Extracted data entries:
========================================================================

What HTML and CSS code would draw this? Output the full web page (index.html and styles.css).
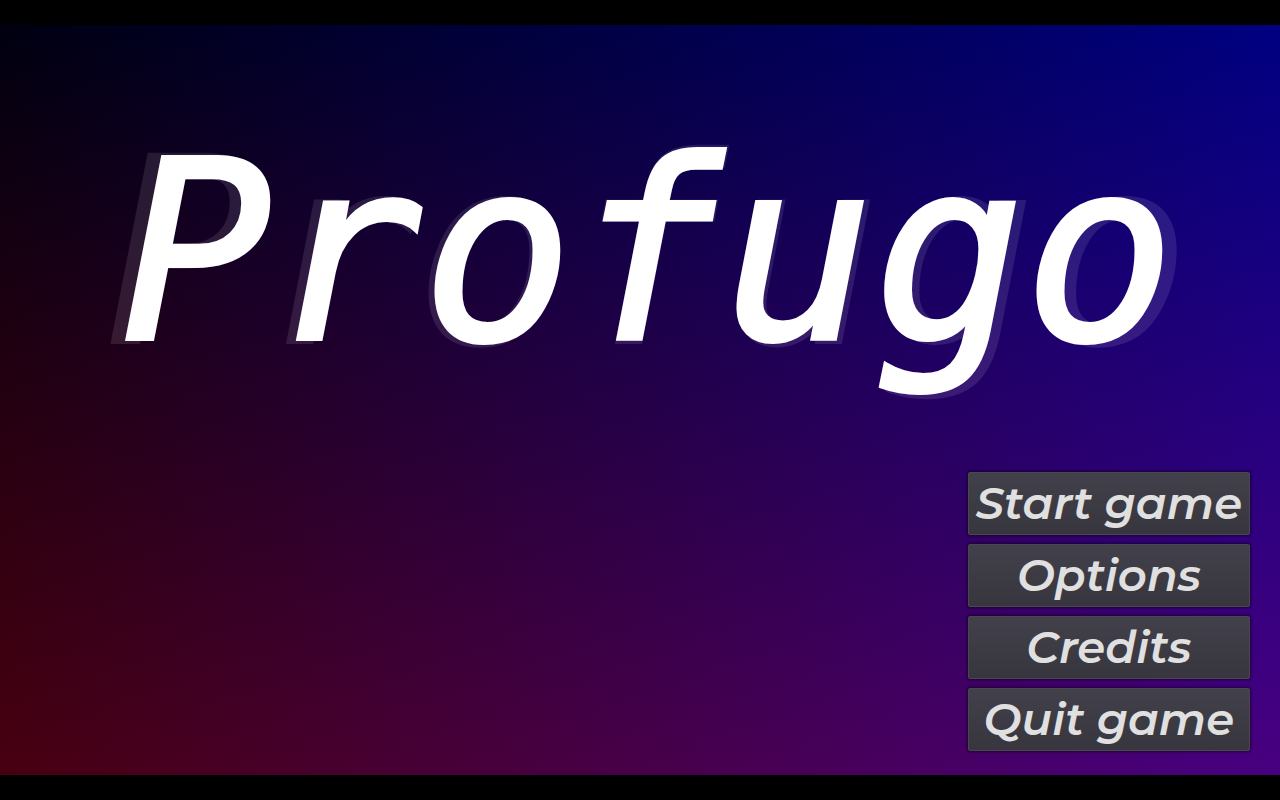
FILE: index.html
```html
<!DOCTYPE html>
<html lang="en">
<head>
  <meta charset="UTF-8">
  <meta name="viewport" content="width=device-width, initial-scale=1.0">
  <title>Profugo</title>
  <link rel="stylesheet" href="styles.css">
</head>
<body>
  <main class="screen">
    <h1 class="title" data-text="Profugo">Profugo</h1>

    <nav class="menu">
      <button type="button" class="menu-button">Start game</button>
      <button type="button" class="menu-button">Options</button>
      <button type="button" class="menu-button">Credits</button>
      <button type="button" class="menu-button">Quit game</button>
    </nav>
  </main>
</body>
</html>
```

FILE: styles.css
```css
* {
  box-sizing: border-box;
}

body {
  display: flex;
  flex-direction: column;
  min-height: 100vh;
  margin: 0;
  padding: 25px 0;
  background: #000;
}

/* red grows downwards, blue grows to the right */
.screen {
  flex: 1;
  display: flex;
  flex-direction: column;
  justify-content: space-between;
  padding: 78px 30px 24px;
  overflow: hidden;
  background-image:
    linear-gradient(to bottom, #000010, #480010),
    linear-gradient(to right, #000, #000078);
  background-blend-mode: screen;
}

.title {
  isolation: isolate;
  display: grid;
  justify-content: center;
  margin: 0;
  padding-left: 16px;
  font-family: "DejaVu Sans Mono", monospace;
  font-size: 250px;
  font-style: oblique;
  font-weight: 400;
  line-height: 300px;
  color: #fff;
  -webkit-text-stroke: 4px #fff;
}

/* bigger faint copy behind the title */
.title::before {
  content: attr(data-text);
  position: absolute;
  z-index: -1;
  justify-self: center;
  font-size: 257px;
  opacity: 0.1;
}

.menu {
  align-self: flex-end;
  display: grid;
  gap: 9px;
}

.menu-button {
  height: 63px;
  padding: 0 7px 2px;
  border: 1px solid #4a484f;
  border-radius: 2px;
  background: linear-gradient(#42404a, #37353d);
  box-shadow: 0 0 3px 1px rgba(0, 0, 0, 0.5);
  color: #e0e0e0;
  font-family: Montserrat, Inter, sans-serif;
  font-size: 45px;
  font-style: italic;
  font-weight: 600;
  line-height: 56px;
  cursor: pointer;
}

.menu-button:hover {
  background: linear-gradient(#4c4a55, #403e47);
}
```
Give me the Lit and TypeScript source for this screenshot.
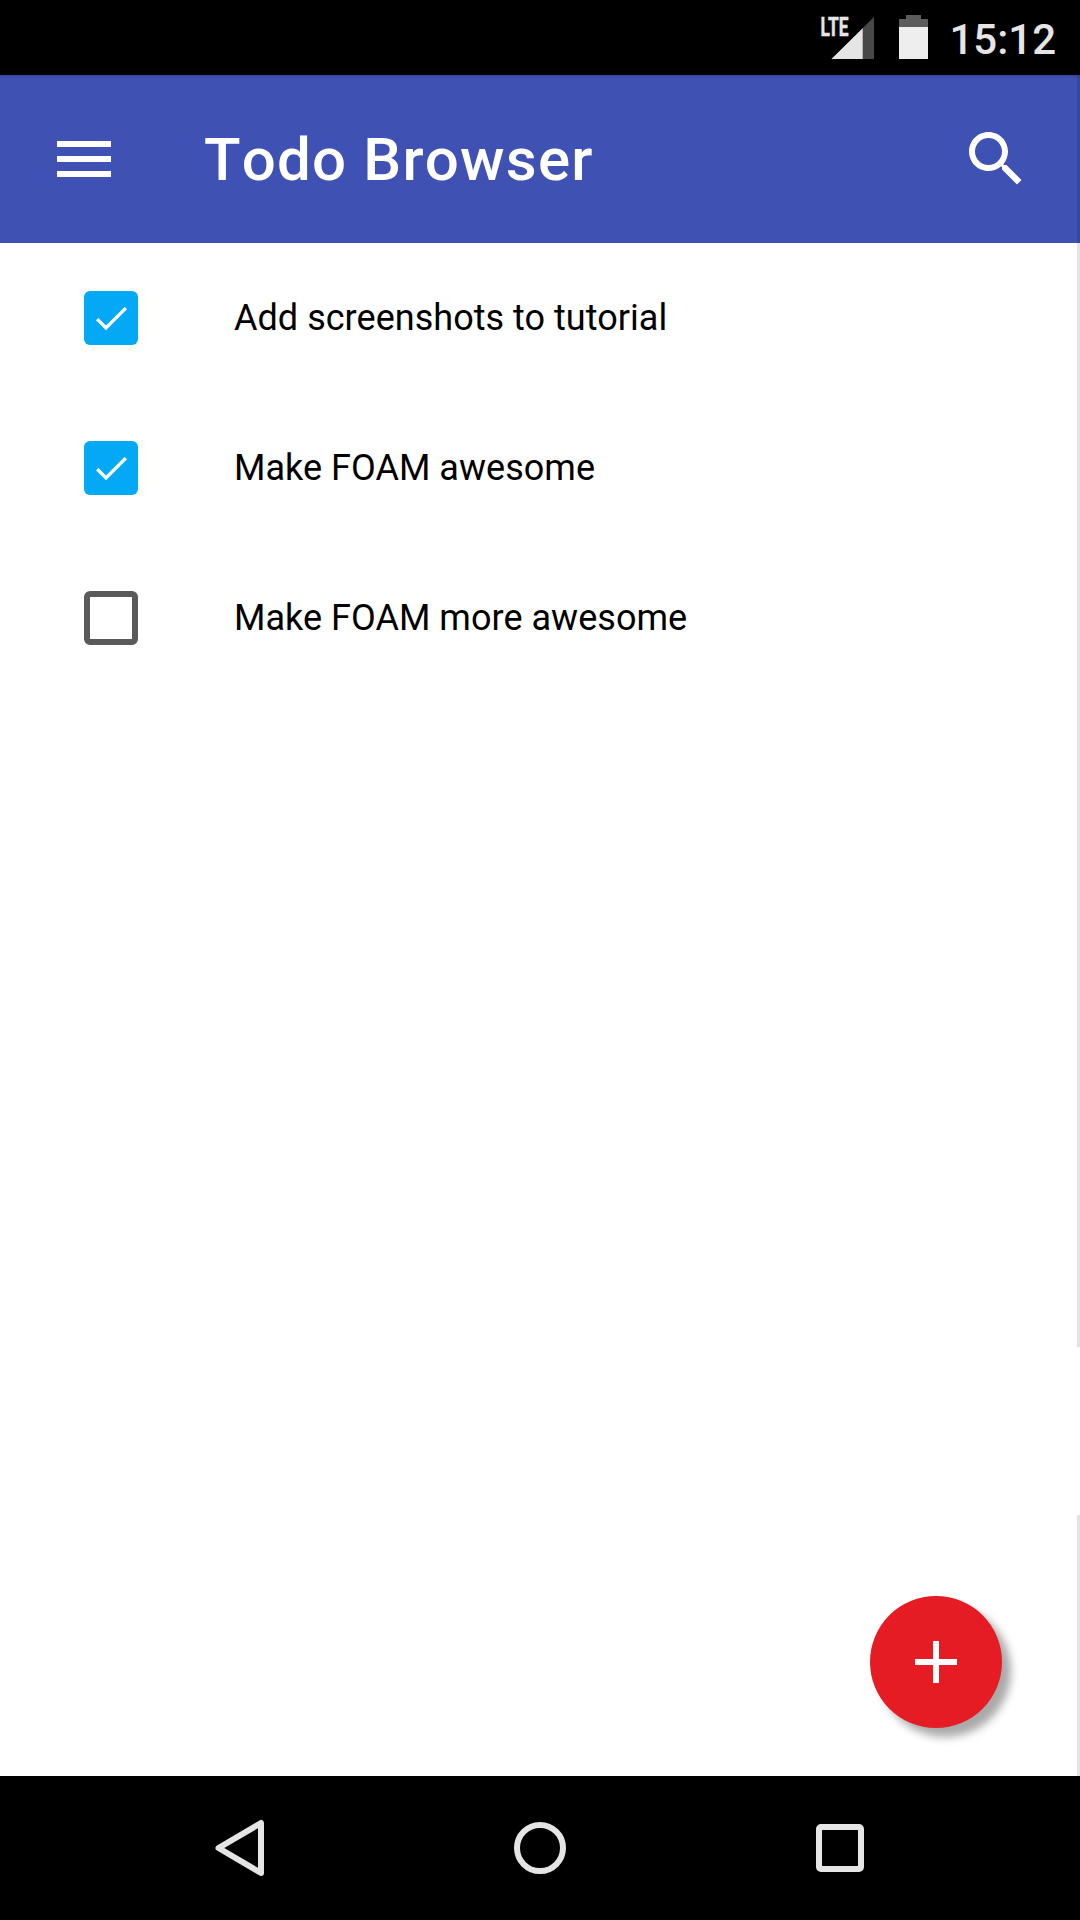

========================================================================

### Work to complete
Copy every entry word for word, but omit the pictures.

### Expected output
What HTML and CSS code would draw this? Output the full web page (index.html and styles.css).
FILE: index.html
```html
<!DOCTYPE html>
<html lang="en">
<head>
  <meta charset="UTF-8">
  <meta name="viewport" content="width=device-width, initial-scale=1.0">
  <title>Profugo</title>
  <link rel="stylesheet" href="styles.css">
</head>
<body>
  <main class="screen">
    <h1 class="title" data-text="Profugo">Profugo</h1>

    <nav class="menu">
      <button type="button" class="menu-button">Start game</button>
      <button type="button" class="menu-button">Options</button>
      <button type="button" class="menu-button">Credits</button>
      <button type="button" class="menu-button">Quit game</button>
    </nav>
  </main>
</body>
</html>
```

FILE: styles.css
```css
* {
  box-sizing: border-box;
}

body {
  display: flex;
  flex-direction: column;
  min-height: 100vh;
  margin: 0;
  padding: 25px 0;
  background: #000;
}

/* red grows downwards, blue grows to the right */
.screen {
  flex: 1;
  display: flex;
  flex-direction: column;
  justify-content: space-between;
  padding: 78px 30px 24px;
  overflow: hidden;
  background-image:
    linear-gradient(to bottom, #000010, #480010),
    linear-gradient(to right, #000, #000078);
  background-blend-mode: screen;
}

.title {
  isolation: isolate;
  display: grid;
  justify-content: center;
  margin: 0;
  padding-left: 16px;
  font-family: "DejaVu Sans Mono", monospace;
  font-size: 250px;
  font-style: oblique;
  font-weight: 400;
  line-height: 300px;
  color: #fff;
  -webkit-text-stroke: 4px #fff;
}

/* bigger faint copy behind the title */
.title::before {
  content: attr(data-text);
  position: absolute;
  z-index: -1;
  justify-self: center;
  font-size: 257px;
  opacity: 0.1;
}

.menu {
  align-self: flex-end;
  display: grid;
  gap: 9px;
}

.menu-button {
  height: 63px;
  padding: 0 7px 2px;
  border: 1px solid #4a484f;
  border-radius: 2px;
  background: linear-gradient(#42404a, #37353d);
  box-shadow: 0 0 3px 1px rgba(0, 0, 0, 0.5);
  color: #e0e0e0;
  font-family: Montserrat, Inter, sans-serif;
  font-size: 45px;
  font-style: italic;
  font-weight: 600;
  line-height: 56px;
  cursor: pointer;
}

.menu-button:hover {
  background: linear-gradient(#4c4a55, #403e47);
}
```
Give me the Lit and TypeScript source for this screenshot.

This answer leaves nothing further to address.